Angelika Winzig, Wirtschaftssprecherin der ÖVP im Europaparlament, ortet einen Schritt Richtung Unabhängigkeit Europas. Österreich sei "längst vorangegangen: Seit Ende des letzten Jahres beziehen wir kein russisches Gas mehr." EU-Pläne wie der Clean Industrial Deal würden Wachstum schaffen und seien dank des Fokus auf neue, saubere Technologien "die bessere Antwort auf Energieerpressung Putins".

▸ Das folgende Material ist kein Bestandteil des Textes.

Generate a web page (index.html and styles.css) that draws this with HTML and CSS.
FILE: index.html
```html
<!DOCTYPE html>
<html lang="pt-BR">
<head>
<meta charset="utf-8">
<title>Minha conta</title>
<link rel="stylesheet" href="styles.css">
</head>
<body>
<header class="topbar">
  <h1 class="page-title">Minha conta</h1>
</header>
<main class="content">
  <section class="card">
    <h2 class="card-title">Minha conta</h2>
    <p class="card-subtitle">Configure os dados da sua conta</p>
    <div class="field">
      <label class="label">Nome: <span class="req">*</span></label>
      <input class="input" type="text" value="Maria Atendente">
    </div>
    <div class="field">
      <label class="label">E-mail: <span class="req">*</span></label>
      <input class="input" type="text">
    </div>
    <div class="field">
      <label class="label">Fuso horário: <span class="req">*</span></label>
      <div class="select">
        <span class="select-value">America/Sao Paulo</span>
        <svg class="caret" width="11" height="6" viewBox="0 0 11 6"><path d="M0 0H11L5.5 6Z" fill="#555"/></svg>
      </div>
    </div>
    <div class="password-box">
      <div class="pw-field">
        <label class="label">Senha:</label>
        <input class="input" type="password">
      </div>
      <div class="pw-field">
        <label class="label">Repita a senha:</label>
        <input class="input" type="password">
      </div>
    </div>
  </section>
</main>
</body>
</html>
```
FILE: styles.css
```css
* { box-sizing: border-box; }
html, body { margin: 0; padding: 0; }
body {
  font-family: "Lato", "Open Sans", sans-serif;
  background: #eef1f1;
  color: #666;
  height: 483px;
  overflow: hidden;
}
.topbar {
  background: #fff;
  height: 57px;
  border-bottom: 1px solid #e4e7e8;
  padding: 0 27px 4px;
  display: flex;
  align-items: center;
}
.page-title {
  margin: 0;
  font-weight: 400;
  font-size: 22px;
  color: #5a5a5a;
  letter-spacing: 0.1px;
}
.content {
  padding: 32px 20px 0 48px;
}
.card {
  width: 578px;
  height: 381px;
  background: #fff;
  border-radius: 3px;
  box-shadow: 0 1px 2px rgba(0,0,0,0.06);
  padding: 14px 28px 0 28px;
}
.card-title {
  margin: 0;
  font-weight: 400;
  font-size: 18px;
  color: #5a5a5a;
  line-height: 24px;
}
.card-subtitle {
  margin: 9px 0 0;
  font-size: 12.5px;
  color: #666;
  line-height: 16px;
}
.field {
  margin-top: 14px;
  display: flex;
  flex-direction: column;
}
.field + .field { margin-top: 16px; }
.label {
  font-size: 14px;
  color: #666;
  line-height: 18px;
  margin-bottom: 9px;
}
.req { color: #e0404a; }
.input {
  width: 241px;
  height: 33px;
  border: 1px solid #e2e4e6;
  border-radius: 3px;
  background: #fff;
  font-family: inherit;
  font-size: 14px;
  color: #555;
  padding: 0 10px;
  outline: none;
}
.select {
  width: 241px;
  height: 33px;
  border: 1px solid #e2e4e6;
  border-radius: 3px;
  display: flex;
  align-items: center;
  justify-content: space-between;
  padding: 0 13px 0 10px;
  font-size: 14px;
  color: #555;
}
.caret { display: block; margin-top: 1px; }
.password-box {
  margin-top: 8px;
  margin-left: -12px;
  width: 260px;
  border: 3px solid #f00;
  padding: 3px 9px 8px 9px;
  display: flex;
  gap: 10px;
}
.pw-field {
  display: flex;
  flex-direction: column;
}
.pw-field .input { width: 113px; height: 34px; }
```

Kritik von einem deutschen CDU-Ministerpräsidenten

In der konservativen Parteienfamilie in Europa gab es unterdessen auch kritische Stimmen. So kritisierte der Regierungschef des ostdeutschen Bundesland Sachsen, Michael Kretschmer (CDU), den Beschluss der EU zum kompletten Verzicht auf russisches Erdgas. Dieser sei unverständlich. Er halte das für eine Fehlentscheidung. Bezogen auf die Waffenstillstandsbemühungen im Ukraine-Krieg sagte er: "Warum man jetzt so einen Beschluss fassen muss, verstehe ich nicht". Kretschmar spricht sich stets dafür aus, nach dem Kriegsende wieder Energie aus Russland einzuführen.